2.    In a computer game, the game designers often determine the characteristics of the character who acts as your point-of-view throughout the game.  In a tabletop game, the system may place limitations on the type of character you can create, and there may be random elements (most commonly die rolls) during the process, but it is largely incumbent upon each player to determine who and what his or her character will be.

3.    Likewise, in a computer game, there is often a predetermined limitation to the number of players who can play a given game at a time.  This is not true for a tabletop game, although a massive-multiplayer online computer rpg (mmorg) will handle far more characters than even an above-average Game Master is capable of dealing with!

4.    A computer game often has a predetermined storyline, with cut scenes that allow no player input.  Even a computer game that allows for multiple side quests is limited to handling adventures that have been fully thought out by the designer prior to play.  A pen-and-paper game generally doesn’t have a predetermined storyline, so that players have the ability to follow whatever interests them within the setting.

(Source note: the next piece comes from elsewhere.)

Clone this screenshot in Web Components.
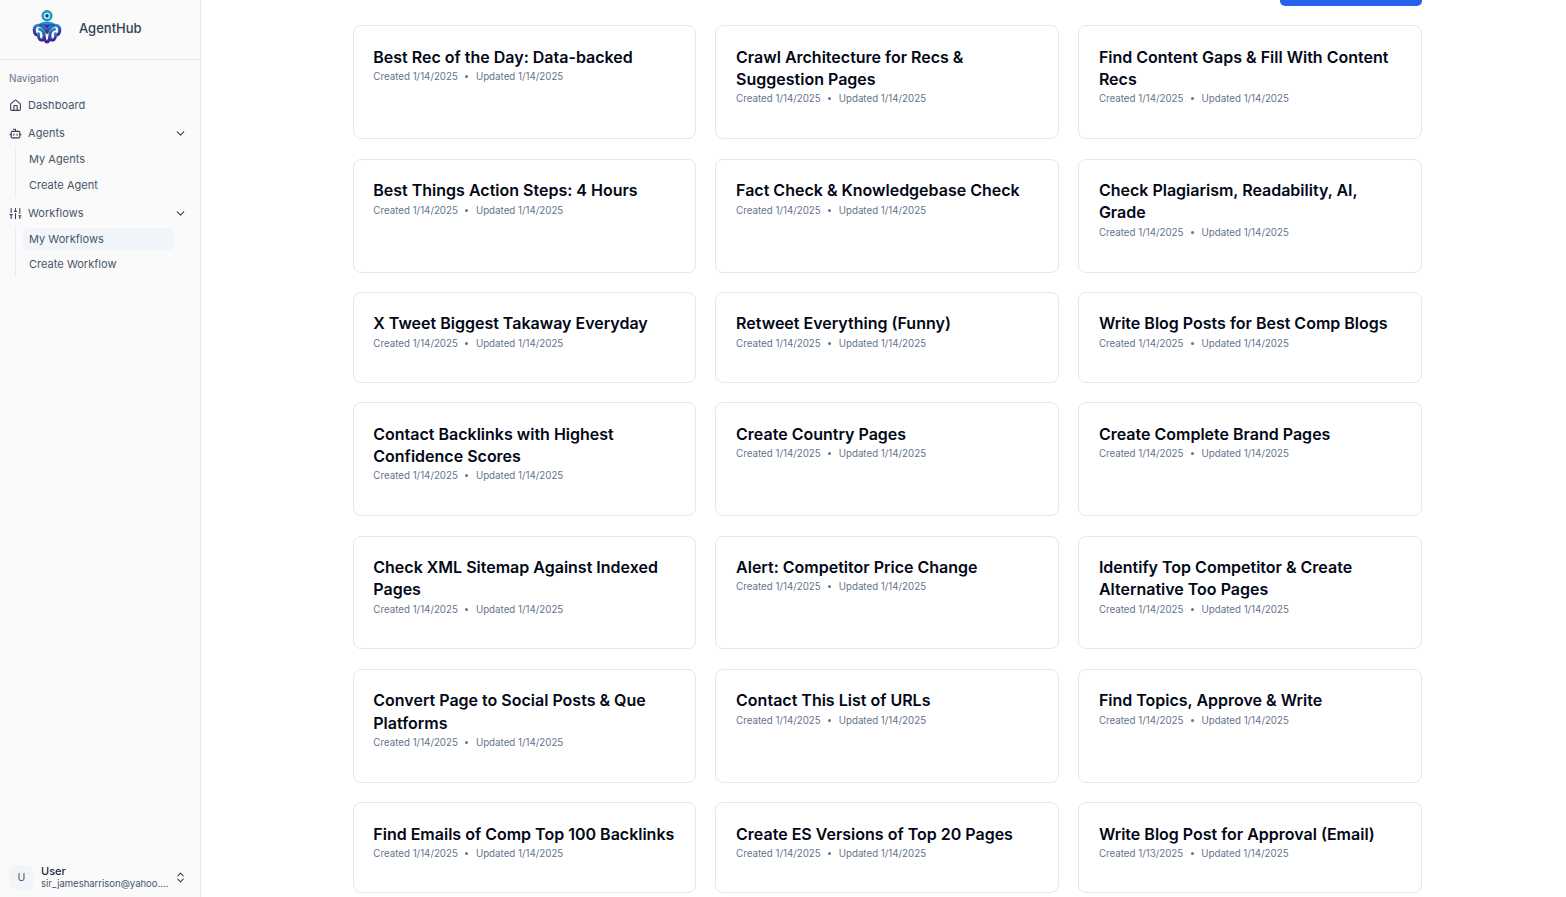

5.    Likewise, a computer game only allows players to interact with the setting in ways that have been thought of by the designer prior to play.  Thus, characters cannot simply break into and steal a car to drive away from zombie-infested Quiet Knoll unless that was an action the game writer predetermined was possible.  This is not true in a tabletop game, where the Game Master is capable of interacting directly with the players in real time.  In a tabletop game, when you try to do something unexpected, the Game Master simply determines how to express your attempt in game terms – and you roll the dice.

6.    Computer games can train players to have bad habits in tabletop games.  For example, in a computer game, enemies might be defeated through using the same tactics repeatedly, whereas in a tabletop game, the same enemies will learn from past defeats and change their tactics.  They will begin to learn what to expect, and devise ways to take advantage of it.  Similarly, computer games tend to encourage “button mashing” (following specific formulaic strategies) over creativity in combat…this is part of “learning the game”, and defeating important enemies requires it.  Computer games encourage looking for “what we’re supposed to do” and passivity toward shaping the game.  Good tabletop games encourage exactly the opposite of this approach.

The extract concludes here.